The R24 release of 3D InterOp is now available for download. Although they are available online, not everyone pours over the 3D InterOp Release Notes for R24 like we might hope.  What follows is a shorter summary of what’s new in 3D InterOp Suite R24. The description of what’s new falls into three areas; new products, functional enhancements, and platform changes.

Addressing the first, 'new products' area, several additions are included in the R24 release of 3D InterOp. 3D InterOp Graphical now provides the ability to import Solid Edge files. In addition, the new Solid Edge Reader Component allows the import of product structure or exact geometry. The Solid Edge Reader Component is also available as a Direct translator or a Parasolid kernel-based translator. Still on the subject of expanded graphical import, the STEP Graphical Component in 3D InterOp now supports importing graphical PMI from STEP files.

Beyond data translation, many applications have a need to publish graphical data. 3D InterOp Graphical now provides support for writing 3D PDF files. This provides an easy way to distribute 3D information to an audience using the ubiquitous Adobe PDF Reader.

The second area describes the functional enhancements in the R24 release.
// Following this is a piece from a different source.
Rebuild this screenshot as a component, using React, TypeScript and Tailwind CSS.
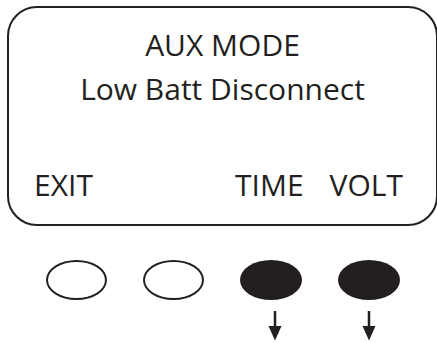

This is by far the largest area with significant enhancements to every translator. As with each release, 3D InterOp R24 includes faster performance for every translator, especially for large multi-body parts. By leveraging the benefits of multi-processing, most applications should see up to 40% faster translation.

One of the unique characteristics of 3D InterOp translators is the ability to import the various data types as independent chapters of a book. Applications can selectively access product structure, graphical data, geometry, or PMI information. This offers tremendous flexibility to application developers. However, once an application imports data, R24 provides the ability to associate information between these different 'data buckets'. For example, applications can relate PMI information with the Geometry that’s associated with a given GEOMTOL. Or functionality can be presented which allows a user to associate (or link) the graphical display with the associated PMI information highlighted. In other words, this new functionality provides full associativity with owning model geometry and datum / datum targets enabling the applications to walk from graphical PMI to semantic PMI similar to originating source CAD system.